I think that the variability of time is time dilation. The "time travel" experienced both by HG Wells' Time Traveler and by Poul Anderson's mutant time travelers, including Jack Havig, is fututrewards or pastwards time dilation. It is nonsense to say, as Wells does, that the Time Machine accelerates along time. The Machine, like everything else, does not move but extends or endures in that direction. The Time Traveler decelerates the motion of every particle, cell and neuron in his body so that his world-line extends further than anyone else's along the fourth dimension although (somehow) invisibly and intangibly.
By contrast, a Time Patrol timecycle does not extend between its departure and arrival points but merely disappears from one set of spatiotemporal coordinates and appears at another. Thus, it might instead (re)appear in another or subsequent timeline whereas the the Time Traveler and Havig merely extend along, and therefore also remain within, a single timeline.
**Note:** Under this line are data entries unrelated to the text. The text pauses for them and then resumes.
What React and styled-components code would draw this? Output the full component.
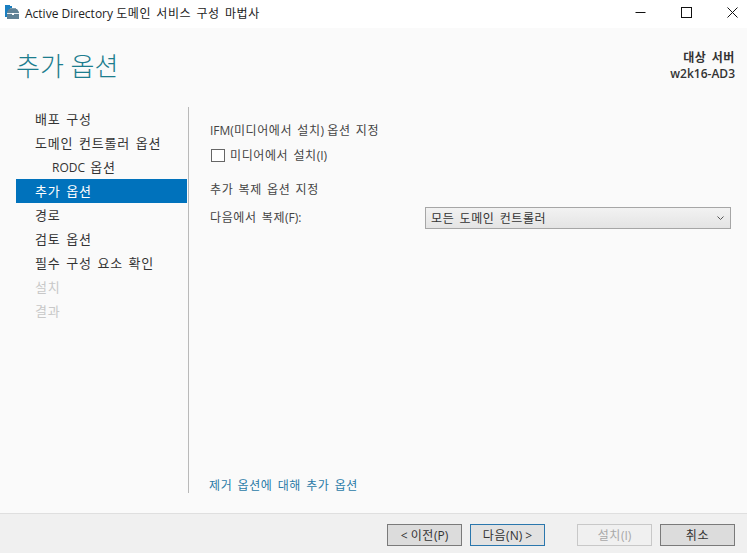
import React from 'react';
import styled, { createGlobalStyle } from 'styled-components';

const GlobalStyle = createGlobalStyle`
  html, body {
    margin: 0;
    padding: 0;
    background: #fafafa;
  }
  * {
    box-sizing: border-box;
  }
`;

const Wizard = styled.div`
  width: 747px;
  height: 553px;
  display: flex;
  flex-direction: column;
  overflow: hidden;
  background: #fafafa;
  color: #333;
  font-family: "Open Sans", "Noto Sans CJK KR", sans-serif;
  font-size: 12px;
`;

// hangul runs sit wider than the latin text around them
const Ko = styled.span`
  font-size: ${p => (p.$large ? 13 : 12)}px;
  letter-spacing: ${p => (p.$large ? 0.8 : 0.6)}px;
  word-spacing: 1.5px;
`;

const TitleBar = styled.div`
  height: 28px;
  flex: none;
  display: flex;
  align-items: center;
  background: #fff;
  padding-left: 5px;
`;

const AppIconSvg = styled.svg`
  flex: none;
  width: 14px;
  height: 14px;
  margin-bottom: 4px;
`;

const TitleText = styled.div`
  margin-left: 6px;
  margin-top: -2px;
  color: #222;
  white-space: nowrap;
`;

const WindowButtons = styled.div`
  margin-left: auto;
  display: flex;
  gap: 16px;
  height: 100%;
`;

const WindowButton = styled.div`
  width: 30px;
  height: 100%;
  display: flex;
  align-items: center;
  justify-content: center;
  padding-bottom: 3px;
`;

const Header = styled.div`
  height: 79px;
  flex: none;
  display: flex;
  justify-content: space-between;
  padding: 20px 12px 0 16px;
`;

const PageTitle = styled.div`
  font-size: 26px;
  line-height: 36px;
  font-weight: 300;
  color: #1c7d8e;
`;

const ServerInfo = styled.div`
  text-align: right;
  font-weight: 600;
  line-height: 16px;
  margin-top: 2px;
  color: #333;
`;

const Body = styled.div`
  flex: 1;
  min-height: 0;
  display: flex;
  padding-bottom: 20px;
`;

const Sidebar = styled.nav`
  width: 189px;
  flex: none;
  padding-left: 16px;
  border-right: 1px solid #b9b9b9;
  padding-right: 1px;
`;

const NavItem = styled.div`
  height: 24px;
  line-height: 25px;
  padding-left: ${p => (p.$sub ? 36 : 19)}px;
  background: ${p => (p.$active ? '#0072bc' : 'transparent')};
  color: ${p => (p.$active ? '#fff' : p.$disabled ? '#c8c8c8' : '#333')};
`;

const NavPrefix = styled.span`
  margin-right: 2px;
`;

const Main = styled.div`
  flex: 1;
  display: flex;
  flex-direction: column;
  padding: 15px 16px 0 21px;
`;

const Label = styled.div`
  line-height: 18px;
  color: #444;
`;

const CheckRow = styled.label`
  display: flex;
  align-items: center;
  gap: 5px;
  margin: 6px 0 0 1px;
  height: 18px;
  color: #444;
`;

const CheckBox = styled.span`
  width: 14px;
  height: 13px;
  border: 1px solid #666;
  background: #fff;
`;

const SectionLabel = styled(Label)`
  margin-top: 17px;
`;

const FieldRow = styled.div`
  display: flex;
  align-items: center;
  justify-content: space-between;
  margin-top: 8px;
`;

const Select = styled.div`
  width: 306px;
  height: 22px;
  display: flex;
  align-items: center;
  justify-content: space-between;
  padding: 0 6px 0 5px;
  border: 1px solid #a6a6a6;
  background: linear-gradient(#f2f2f2, #e4e4e4);
  color: #333;
`;

const MoreLink = styled.a`
  margin-top: auto;
  margin-left: -1px;
  line-height: 18px;
  margin-bottom: -2px;
  color: #2a7aa8;
`;

const Footer = styled.div`
  height: 40px;
  flex: none;
  display: flex;
  align-items: flex-start;
  justify-content: flex-end;
  gap: 8px;
  padding: 10px 12px 0 0;
  background: #f0f0f0;
  border-top: 1px solid #dfdfdf;
`;

const Button = styled.div`
  width: 75px;
  height: 22px;
  display: flex;
  align-items: center;
  justify-content: center;
  border: 1px solid ${p => (p.$primary ? '#2b77ad' : p.$disabled ? '#c8c8c8' : '#7a7a7a')};
  background: ${p => (p.$disabled ? '#f0f0f0' : p.$primary ? '#e2e2e2' : '#dcdcdc')};
  color: ${p => (p.$disabled ? '#a8a8a8' : '#333')};
  margin-left: ${p => (p.$gap ? '24px' : '0')};
`;

const steps = [
  { label: '배포 구성' },
  { label: '도메인 컨트롤러 옵션' },
  { label: '옵션', prefix: 'RODC', sub: true },
  { label: '추가 옵션', active: true },
  { label: '경로' },
  { label: '검토 옵션' },
  { label: '필수 구성 요소 확인' },
  { label: '설치', disabled: true },
  { label: '결과', disabled: true },
];

const AppIcon = () => (
  <AppIconSvg viewBox="0 0 14 14">
    <rect x="0" y="0" width="5" height="12" fill="#1a7fc1" />
    <rect x="5" y="1" width="2" height="2" fill="#1a7fc1" />
    <path d="M2 7 L4 4 H12 L14 7 V14 H2 Z" fill="#5f8195" />
    <rect x="5" y="3" width="6" height="1" fill="#7f9bab" />
    <rect x="2" y="8" width="12" height="1" fill="#e8eef2" />
    <rect x="7" y="8" width="2" height="2" fill="#fff" />
  </AppIconSvg>
);

const App = () => (
  <Wizard>
    <GlobalStyle />
    <TitleBar>
      <AppIcon />
      <TitleText>Active Directory <Ko>도메인 서비스 구성 마법사</Ko></TitleText>
      <WindowButtons>
        <WindowButton>
          <svg width="11" height="11" viewBox="0 0 11 11">
            <path d="M0.5 5.5H10.5" stroke="#111" fill="none" />
          </svg>
        </WindowButton>
        <WindowButton>
          <svg width="11" height="11" viewBox="0 0 11 11">
            <rect x="0.5" y="0.5" width="10" height="10" stroke="#111" fill="none" />
          </svg>
        </WindowButton>
        <WindowButton>
          <svg width="11" height="11" viewBox="0 0 11 11">
            <path d="M0.5 0.5L10.5 10.5M10.5 0.5L0.5 10.5" stroke="#111" fill="none" />
          </svg>
        </WindowButton>
      </WindowButtons>
    </TitleBar>

    <Header>
      <PageTitle>추가 옵션</PageTitle>
      <ServerInfo>
        <div><Ko>대상 서버</Ko></div>
        <div>w2k16-AD3</div>
      </ServerInfo>
    </Header>

    <Body>
      <Sidebar>
        {steps.map(step => (
          <NavItem key={step.label + step.prefix} $sub={step.sub} $active={step.active} $disabled={step.disabled}>
            {step.prefix && <NavPrefix>{step.prefix} </NavPrefix>}
            <Ko $large>{step.label}</Ko>
          </NavItem>
        ))}
      </Sidebar>
      <Main>
        <Label>IFM(<Ko>미디어에서 설치</Ko>) <Ko>옵션 지정</Ko></Label>
        <CheckRow>
          <CheckBox />
          <span><Ko>미디어에서 설치</Ko>(I)</span>
        </CheckRow>
        <SectionLabel><Ko>추가 복제 옵션 지정</Ko></SectionLabel>
        <FieldRow>
          <Label><Ko>다음에서 복제</Ko>(F):</Label>
          <Select>
            <Ko>모든 도메인 컨트롤러</Ko>
            <svg width="7" height="5" viewBox="0 0 7 5">
              <path d="M0.5 0.5L3.5 3.5L6.5 0.5" stroke="#555" fill="none" />
            </svg>
          </Select>
        </FieldRow>
        <MoreLink><Ko>제거 옵션에 대해 추가 옵션</Ko></MoreLink>
      </Main>
    </Body>

    <Footer>
      <Button><span>&lt; <Ko>이전</Ko>(P)</span></Button>
      <Button $primary><span><Ko>다음</Ko>(N) &gt;</span></Button>
      <Button $disabled $gap><span><Ko>설치</Ko>(I)</span></Button>
      <Button><Ko>취소</Ko></Button>
    </Footer>
  </Wizard>
);

export default App;
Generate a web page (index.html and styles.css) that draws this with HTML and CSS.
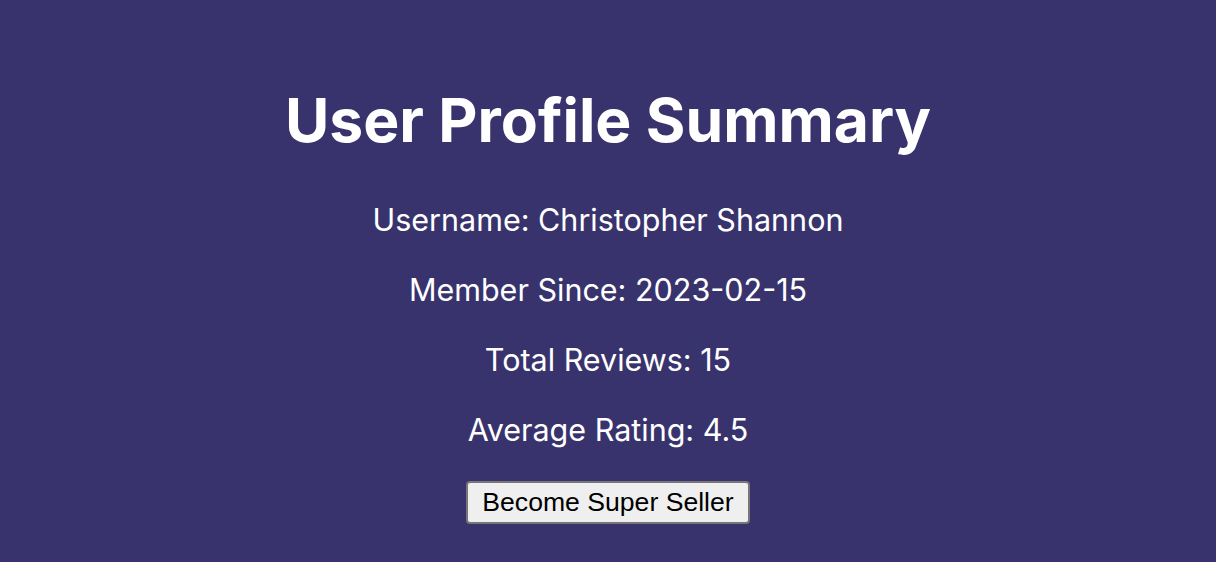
FILE: index.html
```html
<!DOCTYPE html>
<html>
<head>
<meta charset="utf-8">
<link rel="stylesheet" href="styles.css">
</head>
<body>
<main class="profile">
  <h1 class="title">User Profile Summary</h1>
  <p class="line">Username: Christopher Shannon</p>
  <p class="line">Member Since: 2023-02-15</p>
  <p class="line">Total Reviews: 15</p>
  <p class="line">Average Rating: 4.5</p>
  <button class="btn">Become Super Seller</button>
</main>
</body>
</html>
```
FILE: styles.css
```css
html, body {
  margin: 0;
  height: 100%;
}
body {
  background: #38336d;
  color: #ffffff;
  font-family: Inter, "Noto Sans", sans-serif;
}
.profile {
  display: flex;
  flex-direction: column;
  align-items: center;
  padding-top: 84px;
}
.title {
  font-size: 60.6px;
  font-weight: 700;
  line-height: 72px;
  margin: 0 0 46px;
}
.line {
  font-size: 30.5px;
  line-height: 36px;
  margin: 0 0 34px;
}
.btn {
  margin-top: -1px;
  font-family: "Liberation Sans", Arial, sans-serif;
  font-size: 26.6px;
  line-height: 31px;
  padding: 4px 14px;
  color: #000;
  background: #efefef;
  border: 2px solid #767676;
  border-radius: 4px;
}
```
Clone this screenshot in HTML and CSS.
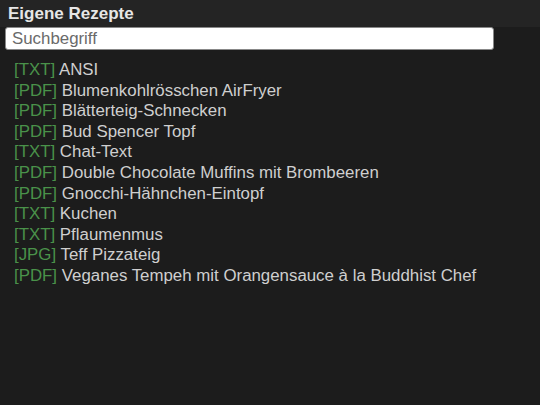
FILE: index.html
```html
<!DOCTYPE html>
<html lang="de">
<head>
<meta charset="utf-8">
<title>Eigene Rezepte</title>
<link rel="stylesheet" href="styles.css">
</head>
<body>
<header class="top">
  <h1 class="title">Eigene Rezepte</h1>
</header>
<div class="search">
  <input class="search-input" type="text" placeholder="Suchbegriff">
</div>
<ul class="list">
  <li><span class="tag">[TXT]</span> ANSI</li>
  <li><span class="tag">[PDF]</span> Blumenkohlrösschen AirFryer</li>
  <li><span class="tag">[PDF]</span> Blätterteig-Schnecken</li>
  <li><span class="tag">[PDF]</span> Bud Spencer Topf</li>
  <li><span class="tag">[TXT]</span> Chat-Text</li>
  <li><span class="tag">[PDF]</span> Double Chocolate Muffins mit Brombeeren</li>
  <li><span class="tag">[PDF]</span> Gnocchi-Hähnchen-Eintopf</li>
  <li><span class="tag">[TXT]</span> Kuchen</li>
  <li><span class="tag">[TXT]</span> Pflaumenmus</li>
  <li><span class="tag">[JPG]</span> Teff Pizzateig</li>
  <li><span class="tag">[PDF]</span> Veganes Tempeh mit Orangensauce à la Buddhist Chef</li>
</ul>
</body>
</html>
```

FILE: styles.css
```css
html, body {
  margin: 0;
  padding: 0;
  height: 100%;
  background: #1c1c1c;
  font-family: "Liberation Sans", Arial, sans-serif;
}
.top {
  background: #242424;
  height: 27px;
  padding: 0 8px;
  box-sizing: border-box;
}
.title {
  margin: 0;
  font-size: 17px;
  font-weight: bold;
  color: #e6e6e6;
  line-height: 27px;
}
.search {
  margin-top: 0;
  padding: 0 46px 0 5px;
}
.search-input {
  display: block;
  width: 100%;
  height: 23px;
  box-sizing: border-box;
  border: 1px solid #888;
  border-radius: 3px;
  background: #fff;
  padding: 0 6px;
  font-family: "Liberation Sans", Arial, sans-serif;
  font-size: 16.85px;
  color: #333;
  outline: none;
}
.search-input::placeholder {
  color: #6a6a6a;
}
.list {
  list-style: none;
  margin: 10px 0 0;
  padding: 0 0 0 14px;
}
.list li {
  font-size: 16.85px;
  line-height: 20.6px;
  color: #cfcfcf;
}
.tag {
  color: #4a924a;
}
```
The temporal corridors in The Corridors Of Time extend along a single timeline and therefore do not give access to any divergent or alternative timelines.
3 comments:
Kaor, Paul!
I've also thought of Einsteinian time dilation as a kind of time traveling. Far too briefly, to people traveling in spaceship STL time passes for them, outside their ships, than for the people they left behind on planets like Earth. A concept we see Anderson using in stories featuring STL, such as "Star Ship" or TAU ZERO.
Sean
Sean,
"Time travel" must include pastward travel.
Paul.
Kaor, Paul!
I agree! That's why I only called Einsteinian time dilation at STL space travel a "kind" of time travel.